_STATED EXERCISE_: Would you repeat the listing exactly but omit every picture?
==============================
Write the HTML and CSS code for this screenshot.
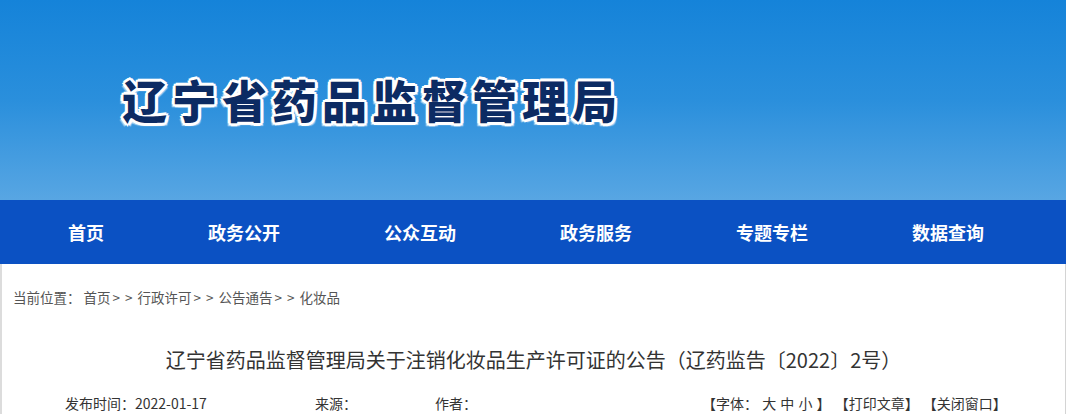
FILE: index.html
```html
<!DOCTYPE html>
<html lang="zh-CN">
<head>
    <meta charset="UTF-8">
    <title>辽宁省药品监督管理局</title>
    <link rel="stylesheet" href="styles.css">
</head>
<body>
    <div class="banner">
        <h1 class="site-name">辽宁省药品监督管理局</h1>
    </div>
    <div class="nav">
        <a href="#">首页</a>
        <a href="#">政务公开</a>
        <a href="#">公众互动</a>
        <a href="#">政务服务</a>
        <a href="#">专题专栏</a>
        <a href="#">数据查询</a>
    </div>
    <div class="content">
        <div class="crumb">
            当前位置： <a href="#">首页</a><span class="sep">&gt;&gt;</span><a href="#">行政许可</a><span class="sep">&gt;&gt;</span><a href="#">公告通告</a><span class="sep">&gt;&gt;</span><a href="#">化妆品</a>
        </div>
        <h2 class="article-title">辽宁省药品监督管理局关于注销化妆品生产许可证的公告（辽药监告〔2022〕2号）</h2>
        <div class="meta">
            <span class="pub">发布时间：2022-01-17</span>
            <span class="source">来源：</span>
            <span class="author">作者：</span>
            <span class="tools">【字体： <a href="#">大</a> <a href="#">中</a> <a href="#">小</a> 】 【<a href="#">打印文章</a>】 【<a href="#">关闭窗口</a>】</span>
        </div>
    </div>
</body>
</html>
```

FILE: styles.css
```css
body {
    margin: 0;
    font-family: "Noto Sans CJK SC", "Liberation Sans", sans-serif;
    color: #333;
    background: #fff;
}
a {
    color: inherit;
    text-decoration: none;
}
.banner {
    height: 200px;
    background: linear-gradient(to bottom, #1583d9 0%, #2a8fdc 50%, #58a6e3 100%);
    padding-top: 72px;
    padding-left: 122px;
    box-sizing: border-box;
}
.site-name {
    margin: 0;
    font-size: 45px;
    line-height: 56px;
    font-weight: 900;
    letter-spacing: 5px;
    color: #0c2b63;
    text-shadow:
        3px 0 0 #fff, -3px 0 0 #fff, 0 3px 0 #fff, 0 -3px 0 #fff,
        2px 2px 0 #fff, -2px 2px 0 #fff, 2px -2px 0 #fff, -2px -2px 0 #fff,
        3px 3px 1px rgba(255,255,255,0.6), -3px 3px 1px rgba(255,255,255,0.6);
}
.nav {
    height: 64px;
    background: #0b51c3;
    display: flex;
    gap: 104px;
    padding-left: 68px;
}
.nav a {
    color: #fff;
    font-size: 18px;
    font-weight: 700;
    line-height: 64px;
}
.content {
    border-left: 2px solid #dcdcdc;
    border-right: 1px solid #d4d4d4;
    height: 150px;
}
.crumb {
    font-size: 13.5px;
    color: #555;
    padding: 24px 0 0 11px;
    height: 42px;
    line-height: 18px;
}
.sep {
    letter-spacing: 5px;
    padding-left: 2px;
}
.article-title {
    margin: 0;
    font-size: 20px;
    font-weight: normal;
    color: #333;
    text-align: center;
    line-height: 28px;
    padding: 16px 0 0;
    height: 47px;
}
.meta {
    display: flex;
    font-size: 14px;
    line-height: 20px;
    color: #333;
}
.pub {
    margin-left: 63px;
    width: 250px;
}
.source {
    width: 120px;
}
.author {
    width: 267px;
}
.tools {
    font-size: 14px;
    word-spacing: 1px;
}
```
==============================
_REPLY_:
Write the HTML and CSS code for this screenshot.
FILE: index.html
```html
<!DOCTYPE html>
<html lang="zh-CN">
<head>
    <meta charset="UTF-8">
    <title>辽宁省药品监督管理局</title>
    <link rel="stylesheet" href="styles.css">
</head>
<body>
    <div class="banner">
        <h1 class="site-name">辽宁省药品监督管理局</h1>
    </div>
    <div class="nav">
        <a href="#">首页</a>
        <a href="#">政务公开</a>
        <a href="#">公众互动</a>
        <a href="#">政务服务</a>
        <a href="#">专题专栏</a>
        <a href="#">数据查询</a>
    </div>
    <div class="content">
        <div class="crumb">
            当前位置： <a href="#">首页</a><span class="sep">&gt;&gt;</span><a href="#">行政许可</a><span class="sep">&gt;&gt;</span><a href="#">公告通告</a><span class="sep">&gt;&gt;</span><a href="#">化妆品</a>
        </div>
        <h2 class="article-title">辽宁省药品监督管理局关于注销化妆品生产许可证的公告（辽药监告〔2022〕2号）</h2>
        <div class="meta">
            <span class="pub">发布时间：2022-01-17</span>
            <span class="source">来源：</span>
            <span class="author">作者：</span>
            <span class="tools">【字体： <a href="#">大</a> <a href="#">中</a> <a href="#">小</a> 】 【<a href="#">打印文章</a>】 【<a href="#">关闭窗口</a>】</span>
        </div>
    </div>
</body>
</html>
```

FILE: styles.css
```css
body {
    margin: 0;
    font-family: "Noto Sans CJK SC", "Liberation Sans", sans-serif;
    color: #333;
    background: #fff;
}
a {
    color: inherit;
    text-decoration: none;
}
.banner {
    height: 200px;
    background: linear-gradient(to bottom, #1583d9 0%, #2a8fdc 50%, #58a6e3 100%);
    padding-top: 72px;
    padding-left: 122px;
    box-sizing: border-box;
}
.site-name {
    margin: 0;
    font-size: 45px;
    line-height: 56px;
    font-weight: 900;
    letter-spacing: 5px;
    color: #0c2b63;
    text-shadow:
        3px 0 0 #fff, -3px 0 0 #fff, 0 3px 0 #fff, 0 -3px 0 #fff,
        2px 2px 0 #fff, -2px 2px 0 #fff, 2px -2px 0 #fff, -2px -2px 0 #fff,
        3px 3px 1px rgba(255,255,255,0.6), -3px 3px 1px rgba(255,255,255,0.6);
}
.nav {
    height: 64px;
    background: #0b51c3;
    display: flex;
    gap: 104px;
    padding-left: 68px;
}
.nav a {
    color: #fff;
    font-size: 18px;
    font-weight: 700;
    line-height: 64px;
}
.content {
    border-left: 2px solid #dcdcdc;
    border-right: 1px solid #d4d4d4;
    height: 150px;
}
.crumb {
    font-size: 13.5px;
    color: #555;
    padding: 24px 0 0 11px;
    height: 42px;
    line-height: 18px;
}
.sep {
    letter-spacing: 5px;
    padding-left: 2px;
}
.article-title {
    margin: 0;
    font-size: 20px;
    font-weight: normal;
    color: #333;
    text-align: center;
    line-height: 28px;
    padding: 16px 0 0;
    height: 47px;
}
.meta {
    display: flex;
    font-size: 14px;
    line-height: 20px;
    color: #333;
}
.pub {
    margin-left: 63px;
    width: 250px;
}
.source {
    width: 120px;
}
.author {
    width: 267px;
}
.tools {
    font-size: 14px;
    word-spacing: 1px;
}
```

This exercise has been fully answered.